RECORDED INFORMATION:
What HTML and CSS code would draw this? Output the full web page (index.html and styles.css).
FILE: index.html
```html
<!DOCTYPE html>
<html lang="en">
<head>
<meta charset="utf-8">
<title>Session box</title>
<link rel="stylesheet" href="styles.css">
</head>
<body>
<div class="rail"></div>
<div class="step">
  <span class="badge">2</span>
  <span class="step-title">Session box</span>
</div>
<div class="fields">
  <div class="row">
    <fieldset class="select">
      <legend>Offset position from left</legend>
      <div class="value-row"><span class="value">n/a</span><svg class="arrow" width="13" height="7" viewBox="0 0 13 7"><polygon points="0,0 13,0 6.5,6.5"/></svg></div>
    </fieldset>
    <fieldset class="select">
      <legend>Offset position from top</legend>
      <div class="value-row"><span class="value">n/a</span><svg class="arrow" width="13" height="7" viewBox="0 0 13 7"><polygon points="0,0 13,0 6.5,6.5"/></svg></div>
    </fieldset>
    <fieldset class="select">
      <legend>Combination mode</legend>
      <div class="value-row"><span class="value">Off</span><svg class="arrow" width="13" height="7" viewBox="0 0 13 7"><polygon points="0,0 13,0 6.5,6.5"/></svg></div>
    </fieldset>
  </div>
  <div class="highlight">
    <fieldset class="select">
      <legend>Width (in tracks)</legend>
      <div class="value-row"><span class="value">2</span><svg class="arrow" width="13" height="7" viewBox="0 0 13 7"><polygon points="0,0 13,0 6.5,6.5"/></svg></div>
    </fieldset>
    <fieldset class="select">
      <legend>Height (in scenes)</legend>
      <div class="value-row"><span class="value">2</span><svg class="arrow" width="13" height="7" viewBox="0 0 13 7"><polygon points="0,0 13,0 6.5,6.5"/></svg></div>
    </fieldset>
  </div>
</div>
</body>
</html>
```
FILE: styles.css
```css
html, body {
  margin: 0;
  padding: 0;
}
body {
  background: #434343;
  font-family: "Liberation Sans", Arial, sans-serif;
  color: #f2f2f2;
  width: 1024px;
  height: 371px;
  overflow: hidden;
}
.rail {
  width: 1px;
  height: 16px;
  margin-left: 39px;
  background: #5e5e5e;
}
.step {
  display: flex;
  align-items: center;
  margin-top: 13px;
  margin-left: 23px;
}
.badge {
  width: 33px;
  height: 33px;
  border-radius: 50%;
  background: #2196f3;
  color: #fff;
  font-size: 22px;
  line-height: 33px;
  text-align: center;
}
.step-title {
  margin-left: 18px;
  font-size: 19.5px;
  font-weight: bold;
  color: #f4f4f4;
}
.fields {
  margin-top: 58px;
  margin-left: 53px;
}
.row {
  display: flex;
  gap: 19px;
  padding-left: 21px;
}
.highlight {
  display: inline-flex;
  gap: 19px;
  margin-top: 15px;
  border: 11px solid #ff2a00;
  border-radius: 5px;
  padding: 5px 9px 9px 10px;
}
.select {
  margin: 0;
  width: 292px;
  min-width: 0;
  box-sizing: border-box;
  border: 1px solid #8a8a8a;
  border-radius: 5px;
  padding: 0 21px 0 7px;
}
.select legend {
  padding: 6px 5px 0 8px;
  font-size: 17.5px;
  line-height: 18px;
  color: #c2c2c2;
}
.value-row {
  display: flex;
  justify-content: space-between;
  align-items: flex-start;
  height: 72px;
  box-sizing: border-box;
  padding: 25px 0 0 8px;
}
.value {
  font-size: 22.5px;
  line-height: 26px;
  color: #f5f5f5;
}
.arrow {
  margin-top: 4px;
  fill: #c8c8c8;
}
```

WHAT YOU WILL DO: Pull every line containing the word "styles" out of the material.

EXERCISE SOLUTION:
What HTML and CSS code would draw this? Output the full web page (index.html and styles.css).
<link rel="stylesheet" href="styles.css">
FILE: styles.css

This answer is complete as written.